All whom God has consecrated to himself testify that God’s goodness is more powerful than our sinfulness; that God has 1st place in our lives; that God is worth living for; that God has an eternal plan for our happiness.  Many whom God has called to consecrated life continue the apostolic sort of ministry that we see in today’s readings, the ministry of the Word, as well as the ministry of the sacraments, teaching, and the corporal and spiritual works of mercy.

But others God has called to be silent witnesses:  to live quietly in vowed poverty, chastity, and obedience, even behind monastery walls (like Therese of Lisieux), giving witness that God is their wealth, God is their love, and God’s will fulfills them, or as Dante wrote, “In his will is our peace.”  Moreover, these consecrated souls do for God’s people what so-called “active” Christians don’t do so much of, viz., pray constantly for the welfare of the Church and of the whole world.  They’re consecrated for prayer, and we could say that their prayer is the glue that keeps the rest of us together.

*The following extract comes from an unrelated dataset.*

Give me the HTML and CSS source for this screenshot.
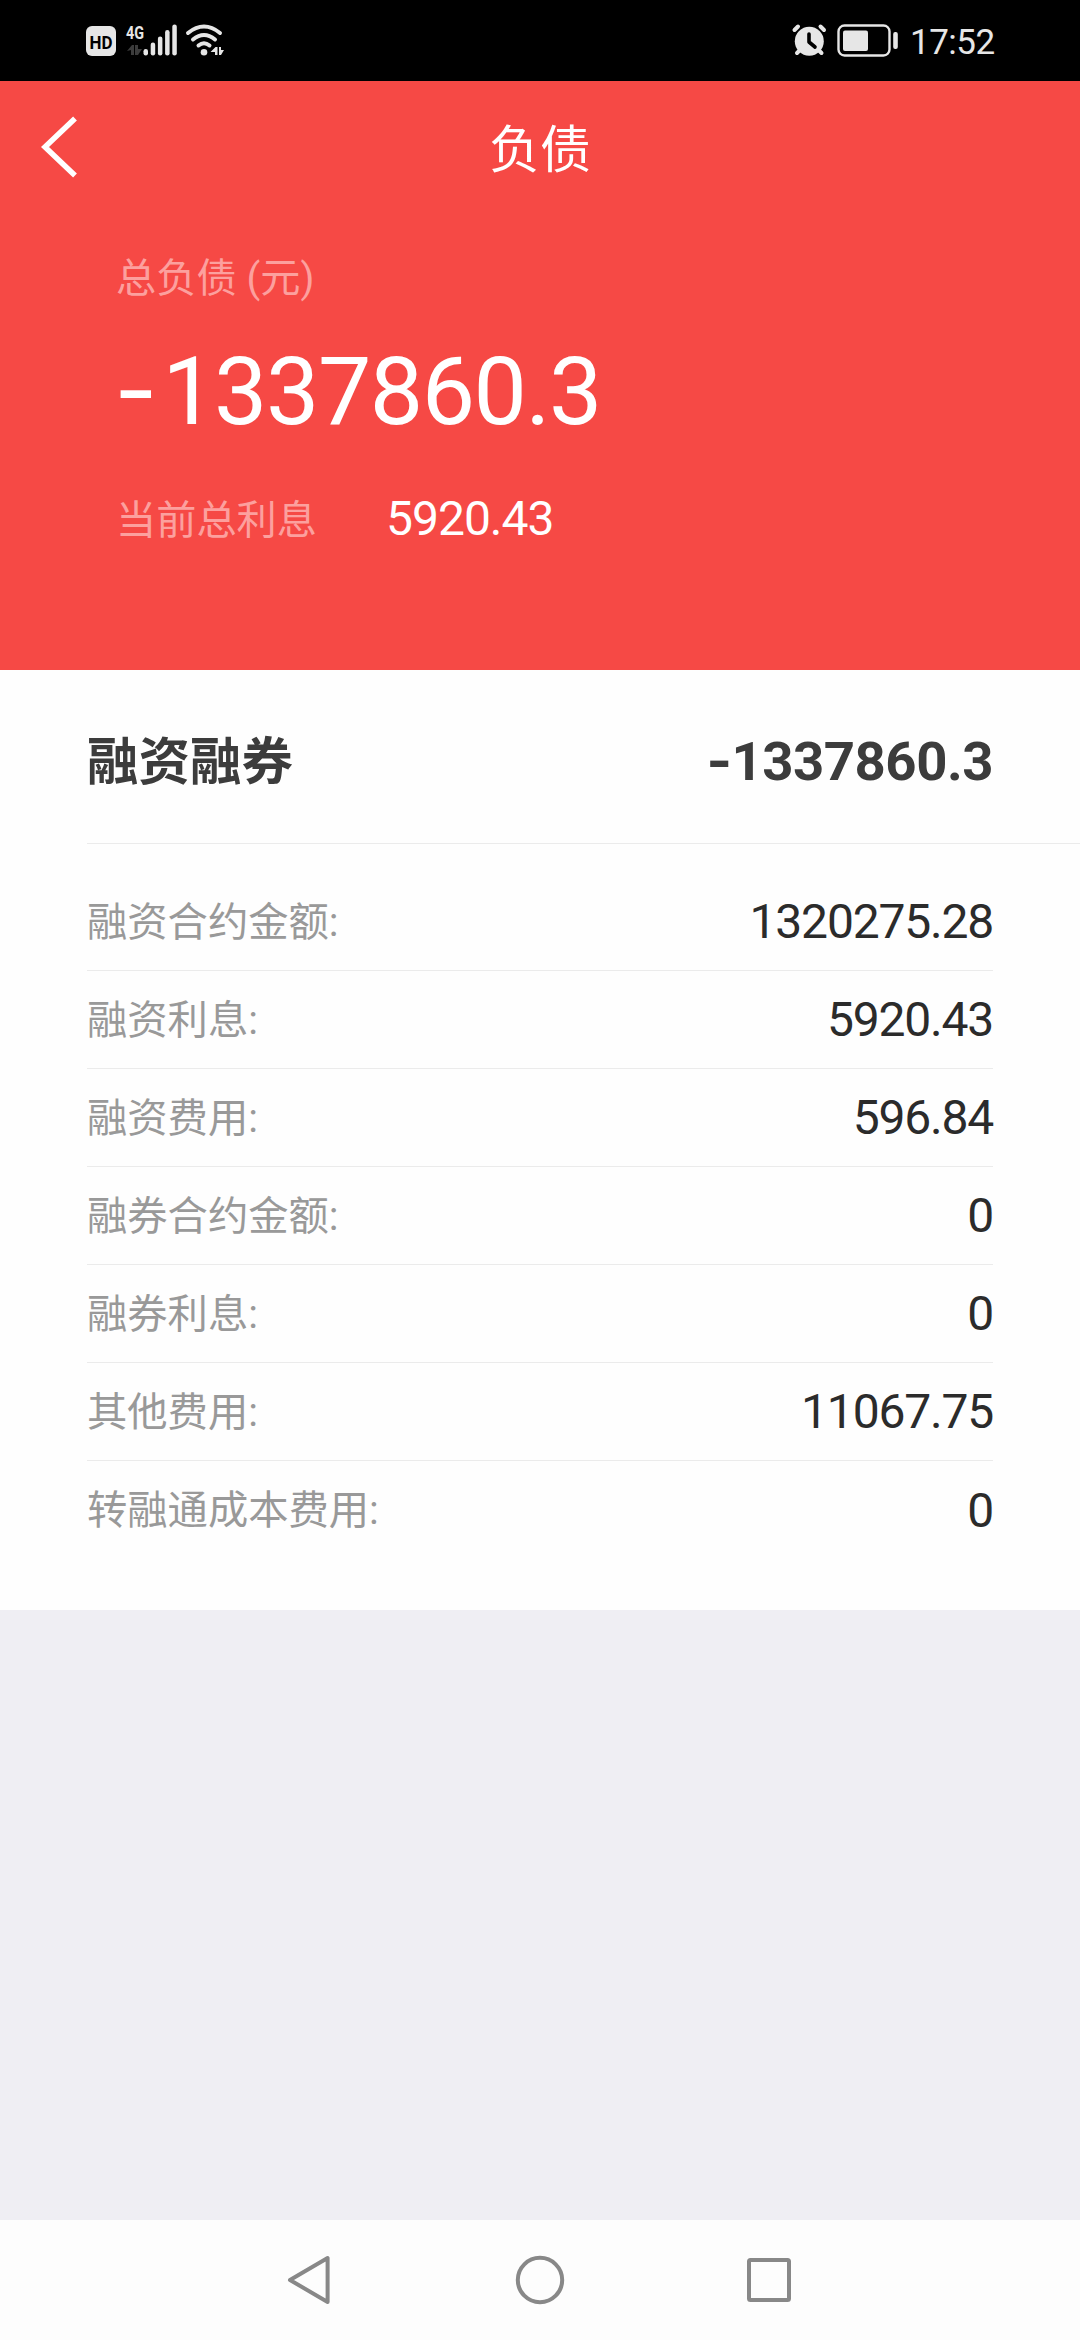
FILE: index.html
```html
<!DOCTYPE html>
<html lang="zh-CN">
<head>
<meta charset="utf-8">
<title>负债</title>
<link rel="stylesheet" href="styles.css">
</head>
<body>
<div class="screen">
  <div class="status">
    <svg class="status-left" width="150" height="81" viewBox="80 0 150 81" fill="#e6e6e6">
      <rect x="86" y="26" width="30" height="30" rx="6"/>
      <text x="101" y="48.500" class="hd" text-anchor="middle" textLength="23" lengthAdjust="spacingAndGlyphs">HD</text>
      <text x="126" y="39" class="net" textLength="18" lengthAdjust="spacingAndGlyphs">4G</text>
      <path fill="#3c3c3c" d="M127 51l5-6h2v10h-3v-5zM135 45h3v4l4 0-4 6h-3z"/>
      <rect x="143.500" y="49" width="4.500" height="6.500" rx="2.200"/>
      <rect x="150.700" y="42.500" width="4.500" height="13" rx="2.200"/>
      <rect x="157.900" y="36.500" width="4.500" height="19" rx="2.200"/>
      <rect x="165.100" y="30" width="4.500" height="25.500" rx="2.200"/>
      <rect x="172.300" y="24.500" width="4.500" height="31" rx="2.200"/>
      <g fill="none" stroke="#e6e6e6" stroke-width="4" stroke-linecap="round">
        <path d="M188 33Q204 20 220 33"/>
        <path d="M193 39.500Q204 30.500 215 39.500"/>
        <path d="M198.500 45.500Q204 41 209.500 45.500"/>
      </g>
      <circle cx="204" cy="52.200" r="3.300"/>
      <path d="M210.500 52l5-5h2v8h-2.500v-3zM219 47h2v3h3l-3 5h-2z"/>
    </svg>
    <div class="status-right">
      <svg width="108" height="81" viewBox="791 0 108 81" fill="#e6e6e6">
        <circle cx="809.300" cy="41.300" r="14.500"/>
        <path fill="none" stroke="#e6e6e6" stroke-width="4" stroke-linecap="round" d="M794.500 30l3.500-3.500M820.500 26.500l3.500 3.500M800 50l-3 3M818.500 50l3 3"/>
        <path fill="none" stroke="#000" stroke-width="3.600" stroke-linecap="round" stroke-linejoin="round" d="M809 34v8l6 5"/>
        <rect x="838.500" y="25.500" width="51" height="30" rx="6" fill="none" stroke="#e6e6e6" stroke-width="2.400"/>
        <rect x="843" y="30.500" width="25" height="20.500" rx="2"/>
        <rect x="893.200" y="32" width="4.600" height="17" rx="2"/>
      </svg>
      <span class="clock">17:52</span>
    </div>
  </div>

  <header class="hero">
    <div class="titlebar">
      <svg class="back" width="40" height="64" viewBox="0 0 40 64"><path d="M37 3.500L7 32l30 28.500" fill="none" stroke="#fff" stroke-width="5.500"/></svg>
      <h1 class="title">负债</h1>
    </div>
    <div class="summary">
      <div class="caption">总负债 (元)</div>
      <div class="total"><span class="minus">-</span>1337860.3</div>
      <div class="interest"><span class="caption">当前总利息</span><span class="interest-value">5920.43</span></div>
    </div>
  </header>

  <main class="card">
    <div class="card-head"><h2 class="card-title">融资融券</h2><span class="card-total"><span class="minus">-</span>1337860.3</span></div>
    <div class="rows">
      <div class="row"><span class="label">融资合约金额:</span><span class="value">1320275.28</span></div>
      <div class="row"><span class="label">融资利息:</span><span class="value">5920.43</span></div>
      <div class="row"><span class="label">融资费用:</span><span class="value">596.84</span></div>
      <div class="row"><span class="label">融券合约金额:</span><span class="value">0</span></div>
      <div class="row"><span class="label">融券利息:</span><span class="value">0</span></div>
      <div class="row"><span class="label">其他费用:</span><span class="value">11067.75</span></div>
      <div class="row"><span class="label">转融通成本费用:</span><span class="value">0</span></div>
    </div>
  </main>

  <nav class="nav">
    <svg width="60" height="60" viewBox="0 0 60 60"><path d="M46.600 8v44L9 30z"/></svg>
    <svg width="60" height="60" viewBox="0 0 60 60"><circle cx="30" cy="30" r="22.200"/></svg>
    <svg width="60" height="60" viewBox="0 0 60 60"><rect x="10" y="10" width="40" height="40" rx="1.500"/></svg>
  </nav>
</div>
</body>
</html>
```

FILE: styles.css
```css
* { box-sizing: border-box; }

body {
  margin: 0;
  font-family: Roboto, "Noto Sans CJK SC", sans-serif;
}

.screen {
  display: flex;
  flex-direction: column;
  width: 1080px;
  height: 2340px;
  overflow: hidden;
  background: #efeef3;
}

.status {
  display: flex;
  justify-content: space-between;
  height: 81px;
  padding: 0 86px 0 80px;
  background: #000;
}
.status svg { display: block; }
.hd { font: 700 19px Roboto, sans-serif; fill: #000; }
.net { font: 700 19px Roboto, sans-serif; }
.status-right { display: flex; }
.clock {
  width: 95px;
  padding-left: 11px;
  color: #e6e6e6;
  font-size: 35px;
  line-height: 86px;
  letter-spacing: -0.5px;
  white-space: nowrap;
}

.hero {
  height: 589px;
  background: #f64945;
  color: #fff;
}
.titlebar {
  display: grid;
  grid-template-columns: 120px 1fr 120px;
  align-items: center;
  height: 132px;
}
.back { margin-left: 38px; }
.title {
  margin: 0;
  padding-top: 7px;
  font-size: 51px;
  font-weight: 400;
  line-height: 60px;
  text-align: center;
}
.summary { padding: 36px 116px 0; }
.caption {
  color: #fca09e;
  font-size: 40.200px;
  line-height: 60px;
}
.total {
  height: 165px;
  margin-left: -2px;
  font-size: 95px;
  line-height: 162px;
  letter-spacing: -1.500px;
  white-space: nowrap;
}
.minus { font-family: Inter, sans-serif; }
.total .minus { margin-right: 6px; }
.interest { display: flex; margin-top: 17px; line-height: 60px; }
.interest-value {
  margin-top: -2px;
  margin-left: 69px;
  font-size: 48px;
  letter-spacing: -1px;
}

.card {
  height: 940px;
  padding-left: 87px;
  background: #fefefe;
}
.card-head {
  display: flex;
  align-items: center;
  justify-content: space-between;
  height: 174px;
  padding: 6px 87px 0 0;
  border-bottom: 1px solid #ebebeb;
  color: #3c3c3c;
}
.card-title {
  margin: 0;
  padding-bottom: 4px;
  font-size: 51.500px;
  font-weight: 700;
}
.card-total {
  font-size: 54.500px;
  font-weight: 700;
  letter-spacing: -0.500px;
}
.rows { padding: 29px 87px 0 0; }
.row {
  display: flex;
  align-items: center;
  justify-content: space-between;
  height: 98px;
  border-bottom: 1px solid #ebebeb;
}
.row:last-child { border-bottom: 0; }
.label { padding-bottom: 7px; color: #999; font-size: 40.300px; }
.value { color: #2b2b2b; font-size: 48px; letter-spacing: -1.200px; }

.nav {
  display: flex;
  align-items: center;
  justify-content: center;
  gap: 169px;
  height: 120px;
  margin-top: auto;
  background: #fdfdfd;
}
.nav svg { fill: none; stroke: #888; stroke-width: 4; stroke-linejoin: round; }
```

(Yes, we active, apostolic religious do pray, communally, publicly—we’re doing that right now—and privately, but in terms of time at least, we don’t pray nearly as much as those in monastic life, and we run the danger of letting our apostolic concerns—our teaching, writing, visits to the sick, administration of the sacraments, advocacy for the homeless or migrants or street children, etc.—distract us from putting God in the first place in our lives, of letting God rule our lives completely, of opening ourselves fully to God’s grace, so that it might be effective in us as it was in St. Paul [cf. 15:10].
But, you know, the brothers and I aren’t the only consecrated people here this evening.  We’re the only ones vowed to God.  But every one of you who is baptized was consecrated to God in Jesus Christ, called to live for God by the mercy of Jesus, and to live for God like Jesus.  So all of us pray tonite with the Psalmist:  “Your kindness, O Lord, endures forever; forsake not the work of your hands” (138:8).